For Davis, as well as the rest of Korn, making music has proved one of the best outlets for dealing with pain, even if the rockstar lifestyle and its constant temptations have not infrequently created new problems, including drug abuse and dependency. The chemicals and chaos proved too much at one point for Welch, who quit the group amid a religious awakening in 2005. While becoming born-again proved life-saving for the guitarist, he found his draw was significantly diminished outside of Korn as he played heavy music that contained Christian themes. Recalling the unglamorous nightclub slog of touring behind his 2008 effort, Save Me From Myself, and short-lived band project Love And Death, he says, "I left the band for eight years and I did that for five—I'm good. They don't have good air conditioning."

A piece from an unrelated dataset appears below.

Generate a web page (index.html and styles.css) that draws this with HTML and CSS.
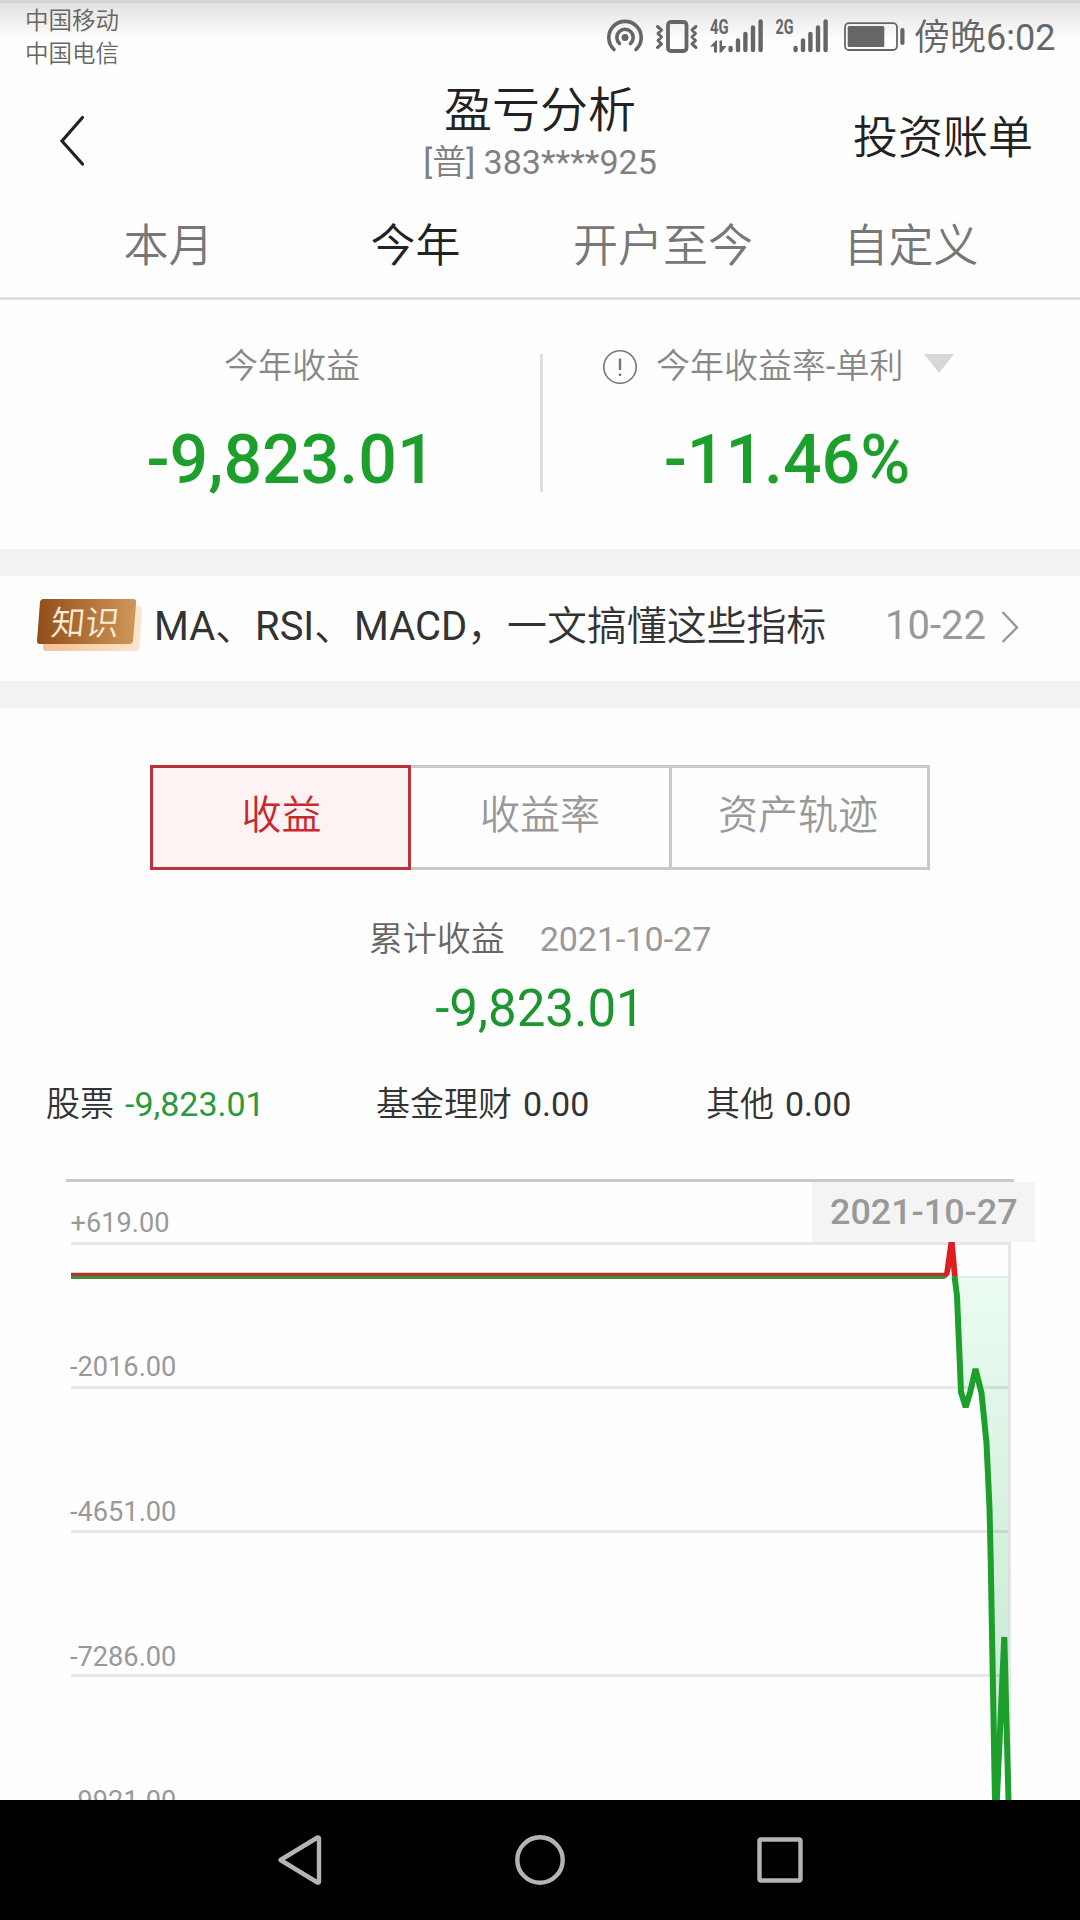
FILE: index.html
```html
<!DOCTYPE html>
<html lang="zh-CN">
<head>
<meta charset="utf-8">
<title>盈亏分析</title>
<link rel="stylesheet" href="styles.css">
</head>
<body>
<div class="screen">
  <header class="status">
    <div class="carriers"><span>中国移动</span><span>中国电信</span></div>
    <svg class="status-icons" width="312" height="60" viewBox="600 0 312 60">
      <g fill="none" stroke="#666" stroke-width="3.6" stroke-linecap="round">
        <path d="M614 49.500A16.200 16.200 0 1 1 636 49.500"/>
        <path d="M619.500 43.500A8.200 8.200 0 1 1 630.500 43.500"/>
        <rect x="668" y="22" width="18.500" height="29" rx="3" stroke-width="3.800"/>
        <path stroke-width="3" stroke-linejoin="round" d="M657.500 26.500l4 3.500-3.500 3.500 3.500 3.500-3.500 3.500 3.500 3.500-4 3.500M696 26.500l-4 3.500 3.500 3.500-3.500 3.500 3.500 3.500-3.500 3.500 4 3.500"/>
      </g>
      <circle cx="625" cy="37.500" r="3.500" fill="#666"/>
      <text class="net" x="710" y="34" textLength="18.500" lengthAdjust="spacingAndGlyphs">4G</text>
      <text class="net" x="775.500" y="34" textLength="18" lengthAdjust="spacingAndGlyphs">2G</text>
      <path fill="#666" d="M714 52.500V46.500H710L716 40.500H717V52.500ZM719.500 40.500H722V46H726.500L721.500 52.500H719.500Z"/>
      <g stroke="#666" stroke-width="4.400" stroke-linecap="round">
        <path d="M730.600 48v2M738 40.500v9.500M745.400 34v16M753 27.500v22.500M760.600 21.500v28.500"/>
        <path d="M795.600 48v2M803 40.500v9.500M810.400 34v16M818 27.500v22.500M825.600 21.500v28.500"/>
      </g>
      <rect x="845" y="23.200" width="52" height="26.800" rx="4" fill="none" stroke="#666" stroke-width="1.800"/>
      <rect x="847.700" y="26" width="36.600" height="21" rx="1.500" fill="#666"/>
      <rect x="900.300" y="28" width="4.200" height="17" rx="2" fill="#666"/>
    </svg>
    <div class="clock">傍晚6:02</div>
  </header>

  <nav class="titlebar">
    <svg class="back" width="28" height="54" viewBox="0 0 28 54"><path d="M24.500 3.500L4 27L24.500 50"/></svg>
    <div class="heading">
      <h1>盈亏分析</h1>
      <p>[普] 383****925</p>
    </div>
    <a class="bill">投资账单</a>
  </nav>

  <div class="tabs">
    <span>本月</span><span class="on">今年</span><span>开户至今</span><span>自定义</span>
  </div>

  <section class="summary">
    <div class="metric">
      <div class="label">今年收益</div>
      <div class="big">-9,823.01</div>
    </div>
    <div class="metric right">
      <div class="label">
        <svg width="36" height="36" viewBox="0 0 36 36"><circle cx="18" cy="18" r="16.200"/><path d="M18 9.500v11.500M18 24.500v2.500"/></svg>
        <span>今年收益率-单利</span><i class="caret"></i>
      </div>
      <div class="big">-11.46%</div>
    </div>
  </section>

  <section class="news">
    <svg class="badge" width="110" height="56" viewBox="34 597 110 56">
      <defs>
        <linearGradient id="bronze"><stop offset="0" stop-color="#914d19"/><stop offset="1" stop-color="#d0975a"/></linearGradient>
        <linearGradient id="cream"><stop offset="0" stop-color="#f8c190"/><stop offset="1" stop-color="#fbe6d2"/></linearGradient>
      </defs>
      <path fill="url(#cream)" d="M50 606H139Q142 606 142 609L139.500 648Q139 651 136 651H46Q43 651 43 648L46 609Q47 606 50 606Z"/>
      <path fill="url(#bronze)" d="M43.500 599H133Q136.500 599 136.200 602L133 641Q132.500 644 129.500 644H40Q36.800 644 37 641L40 602Q40.500 599 43.500 599Z"/>
      <text class="badge-text" transform="translate(50 635) skewX(-6)">知识</text>
    </svg>
    <span class="news-title">MA、RSI、MACD，一文搞懂这些指标</span>
    <span class="news-date">10-22</span>
    <svg class="more" width="20" height="36" viewBox="0 0 20 36"><path d="M2.500 3L17 18.500L2.500 33"/></svg>
  </section>

  <section class="detail">
    <div class="segments"><span class="on">收益</span><span>收益率</span><span>资产轨迹</span></div>
    <div class="caption"><span>累计收益</span><span class="day">2021-10-27</span></div>
    <div class="total">-9,823.01</div>
    <div class="split">
      <div>股票<b class="loss">-9,823.01</b></div>
      <div>基金理财<b>0.00</b></div>
      <div>其他<b>0.00</b></div>
    </div>
    <svg class="chart" width="1080" height="630" viewBox="0 1170 1080 630">
      <defs>
        <linearGradient id="area" gradientUnits="userSpaceOnUse" x1="0" y1="1276" x2="0" y2="1800"><stop offset="0" stop-color="#ebfbf1"/><stop offset=".4" stop-color="#daf3e3"/><stop offset="1" stop-color="#c2e5cf"/></linearGradient>
      </defs>
      <path fill="#c9c9c9" d="M66 1179H1014V1182H66Z"/>
      <path fill="url(#area)" d="M954.500 1276L957 1296L961 1392L965.700 1406L970 1393L975.500 1369L981.500 1393L986.500 1443L989.500 1508L990.700 1560L995 1810L1004.300 1639L1008.500 1800V1276Z"/>
      <path stroke="#000" stroke-opacity=".09" stroke-width="3" d="M71 1243.500H1010M71 1387.500H1010M71 1531.500H1010M71 1675.500H1005M1009.500 1242V1800"/>
      <path stroke="#dfe6dc" stroke-width="1.500" d="M954 1276.700H1008"/>
      <g class="axis">
        <text x="70.500" y="1231.500">+619.00</text>
        <text x="70" y="1375.700">-2016.00</text>
        <text x="70" y="1520.700">-4651.00</text>
        <text x="70" y="1665.700">-7286.00</text>
        <text x="70" y="1809.700">-9921.00</text>
      </g>
      <path fill="#4a8a3c" d="M71 1275.700H948Q946 1279 944 1279H71Z"/>
      <path fill="#a63a2c" d="M71 1272.800H946V1276H71Z"/>
      <path fill="none" stroke="#1d9f2b" stroke-width="6" stroke-linejoin="bevel" d="M954.500 1276L957 1296L961 1392L965.700 1407L970 1393L975.500 1369L981.500 1393L986.500 1443L989.500 1508L990.700 1560L993 1690L995.500 1830L1004.300 1637L1008.500 1800"/>
      <path fill="#dd1f22" d="M944 1274L948.500 1242H954.700L957.700 1276H952L951 1267L949.500 1274Q948 1278 945 1276Z"/>
      <rect x="812" y="1182" width="223" height="59.700" fill="#f4f4f4"/>
      <text class="tip" x="830" y="1224">2021-10-27</text>
    </svg>
  </section>

  <footer class="softkeys">
    <svg width="1080" height="120" viewBox="0 1800 1080 120">
      <g fill="none" stroke="#b4b4b4" stroke-width="4.400" stroke-linejoin="round">
        <path d="M280.500 1860L317.500 1837.500Q319 1837 319 1838.500V1881.500Q319 1883 317.500 1882.500Z"/>
        <circle cx="540" cy="1860" r="22.700"/>
        <rect x="759.500" y="1839.500" width="41" height="41" rx="1.500"/>
      </g>
    </svg>
  </footer>
</div>
</body>
</html>
```
FILE: styles.css
```css
* { box-sizing: border-box; margin: 0; padding: 0; }

body {
  background: #fff;
  font-family: Roboto, "Noto Sans CJK SC DemiLight", "Noto Sans CJK SC", sans-serif;
  color: #333;
}

.screen {
  width: 1080px;
  height: 1920px;
  overflow: hidden;
  display: flex;
  flex-direction: column;
  background: #fefefe;
}

.status {
  height: 76px;
  display: flex;
  border-top: 3px solid #d4d4d4;
  background: linear-gradient(#e2e2e2, #fefefe 38px);
  color: #666;
}
.carriers {
  width: 600px;
  padding: 2px 0 0 25px;
  display: flex;
  flex-direction: column;
  font-size: 23.5px;
  line-height: 33.300px;
}
.status-icons { margin-top: -3px; }
.net { font: 700 21px Roboto, sans-serif; fill: #666; }
.clock { margin-left: 2px; font-size: 36px; line-height: 71px; white-space: nowrap; }

.titlebar {
  height: 124px;
  display: grid;
  grid-template-columns: 340px 400px 340px;
}
.back { margin: 38px 0 0 58px; }
.back path { fill: none; stroke: #222; stroke-width: 3.2; stroke-linecap: round; }
.heading { text-align: center; padding-top: 5px; }
.heading h1 { font-size: 48px; font-weight: 400; line-height: 60px; color: #222; }
.heading p { font-size: 34px; line-height: 42px; color: #808080; }
.bill { padding-right: 47px; text-align: right; font-size: 45px; line-height: 126px; color: #222; }

.tabs {
  height: 100px;
  display: grid;
  grid-template-columns: 247px 247px 248px 248px;
  padding-left: 45px;
  border-bottom: 3px solid #dfdfdf;
  font-size: 45px;
  line-height: 93px;
  text-align: center;
  color: #777;
}
.tabs .on { color: #222; }

.summary {
  height: 249px;
  display: flex;
  position: relative;
  padding-top: 38px;
}
.metric { width: 540px; padding-left: 44px; text-align: center; }
.metric.right { padding-left: 0; }
.summary::after {
  content: "";
  position: absolute;
  left: 540px;
  top: 54px;
  width: 3px;
  height: 138px;
  background: #ddd;
}
.label {
  height: 50px;
  display: flex;
  justify-content: center;
  align-items: center;
  font-size: 34px;
  color: #888;
}
.right .label { justify-content: flex-start; padding-left: 62px; }
.label svg { margin-top: 7px; fill: none; stroke: #777; stroke-width: 1.6; }
.label svg path { stroke-width: 2.4; }
.label span { margin: 0 21px 0 18px; }
.caret { border: 15.500px solid transparent; border-top: 19px solid #d8d8d8; border-bottom: 0; }
.big { font-size: 68px; font-weight: 500; line-height: 80px; margin-top: 32px; color: #1d9f2b; }
.metric .big { padding-right: 2px; }
.metric.right .big { padding: 0; margin-left: -46px; }

.news {
  height: 159px;
  border-top: 27px solid #f2f2f2;
  border-bottom: 27px solid #f2f2f2;
  display: flex;
  align-items: center;
  padding: 0 60px 7px 34px;
  font-size: 40px;
  white-space: nowrap;
}
.badge-text { font-size: 34px; fill: #ffecd6; }
.news-title { margin: -6px 0 0 10px; font-size: 39.900px; }
.news-date { margin-left: auto; color: #999; }
.more { margin: 4px 0 0 14px; }
.more path { fill: none; stroke: #999; stroke-width: 2.4; }

.detail { flex: 1; display: flex; flex-direction: column; }
.segments {
  width: 780px;
  height: 105px;
  margin: 57px auto 0;
  display: grid;
  grid-template-columns: 261px 261px 258px;
  border: 3px solid #c9c9c9;
  border-left: 0;
  font-size: 40px;
  line-height: 95px;
  text-align: center;
  color: #999;
}
.segments span + span { border-right: 3px solid #c9c9c9; }
.segments span:last-child { border-right: 0; padding-right: 6px; }
.segments .on { margin: -3px 0; padding-left: 2px; border: 3px solid #b9333a; background: #fdf3f3; color: #c9282d; }
.caption { display: flex; justify-content: center; gap: 35px; margin-top: 44px; font-size: 34px; line-height: 50px; color: #666; }
.day { color: #999; }
.total { margin-top: 12px; font-size: 51px; line-height: 66px; text-align: center; color: #1d9531; }
.split { display: flex; padding-left: 46px; margin-top: 37px; height: 52px; font-size: 34px; line-height: 50px; }
.split div { width: 330px; }
.split b { font-weight: 400; margin-left: 11px; }
.loss { color: #2b9a3e; }
.chart { display: block; margin-top: auto; }
.axis text { font-size: 27.2px; fill: #999; }
.tip { font-size: 35.900px; font-weight: 500; fill: #999; }

.softkeys { height: 120px; background: #000; }
.softkeys svg { display: block; }
```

Still, Davis romanticizes the old days of roughing it in the van or on the bus and playing non-arena venues, even those smaller than the seated theaters and standing room-spaces he performed at last year in support of his own Black Labyrinth album. "There's something about a hot, sweaty club gig,” he says. “Everybody’s just right fucking there.” "Nothing escapes in the club," Luzier adds, prompting collective laughter around the table.

Welch returned to the fold in 2013, and for the last six years, the core Korn lineup has been essentially fixed. "We're still appreciative of what we do and that we're still on this level," Luzier says. "We're in this for life. It's in our blood."

In other words, there’s simply nothing Korn’s members would rather be doing with their lives. "I mean, I could be stuck sitting in one of those cubicles," Davis says, gesturing toward the rows of communal desks visible from where he’s seated in the conference room. "I'm living our dream."